About 10,000 years ago, wheat became a domesticated crop in Europe. However, during the domestication process, some traits of wheat which occurred in the wild ancestors were lost. Therefore, diseases including Wheat Dwarf Virus have been detrimental occurrences in the past century in several European countries. In Sweden, characteristics symptoms for wheat dwarf were detected and seemed to be identical to symptoms of a disease called Slidsjuka, which was found in the early 1900s. Slidsjuka destroyed numerous wheat fields and had not been an issue since the 1940s, until it was recently identified as Wheat Dwarf Virus (Lindsten et al., 1999).
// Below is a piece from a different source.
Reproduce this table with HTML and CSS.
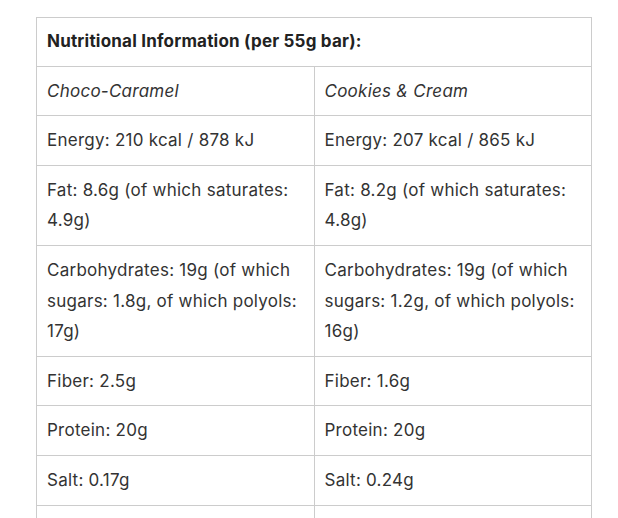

This disease has led to large crop yields losses of up to 75% on major wheat fields throughout Europe. It has been shown that up to 50% of winter wheat in one field can be infected by Wheat Dwarf Virus during the summer in Sweden. The recent causes of this disease have been found to be a result of changing agricultural practices that have been favorable for the disease. One of agricultural practice used recently has been chemical insecticides, which targets the vector in autumn.

Wheat cultivation for farmers in Sweden have been severely threatened by this disease. As climate change is becoming an increasingly large problem worldwide, the incidence of vector-transmitted virus (like wheat dwarf virus) is becoming a more prominent problem (Lindblad et al., 2004)

Management

Management and control of this disease focuses mainly on targeting the vector, the leafhopper, Psammotettix alienus. Although there are no biological controls for this virus, there are chemical controls that when integrated with preventative measures, could have a large impact. Insecticides are one source of chemical control, but are only to be used when there are a large number of vector insects found within the plant. These insecticides can be used in the fall when winter wheat and barley begin to emerge because primary infection occurs via adults feeding at this time. Spraying of insecticides again in the spring can also be done as adult vectors cause secondary spread of the virus (Garthwaite et al.,2012). Another way to control the virus is by treating seeds with imidacloprid. Treating the wheat plant itself with pyrethroid can help to avoid the transmission of the virus.

Preventative measures are also very important to stop the development of the virus. For example, using more resistant varieties, like Banquet (referenced above), can make the effects of the virus less dramatic. Demolishing infected plant material can help stop the proliferation of the leafhopper (Plantix, 2019).

Notes

Garthwaite DG, Hudson S, Barker I, Parrish G, Smith L & Pietravalle S (2012) Pesticide Usage Survey Report 250: Arable Crops in the United Kingdom (Statistics N ed.). Department for Environment, Food and Rural Affairs.

Lindblad, M. & Sigvald, R. (2004). Temporal spread of wheat dwarf virus and mature plant resistance in winter wheat. Crop Protection 23(3), 229–234.

Lindsten K., Lindsten B. (1999): Wheat dwarf – an old disease with new outbreak in Sweden. Z. Pfl.-Krankh. Pfl.-Schutz, 106: 325–332.

Schubert, Jörg, et al. “Surveying Cereal-Infecting Geminiviruses in Germany—Diagnostics and Direct Sequencing Using Rolling Circle Amplification.” Virus Research, vol. 127, no. 1, 2007, pp. 61–70., doi:10.1016/j.virusres.2007.03.018.

Širlová, L., et al. “Reaction of Selected Winter Wheat Varieties to Autumnal Infection with Wheat Dwarf Virus.” Plant Protection Science, vol. 41, no. No. 1, 2010, pp. 1–7., doi:10.17221/2732-pps.

“Wheat Dwarf Virus: Plant Disease Library.” Plantix, Plantix, 2019, plantix.net/plant-disease/en/200038/wheat-dwarf-virus.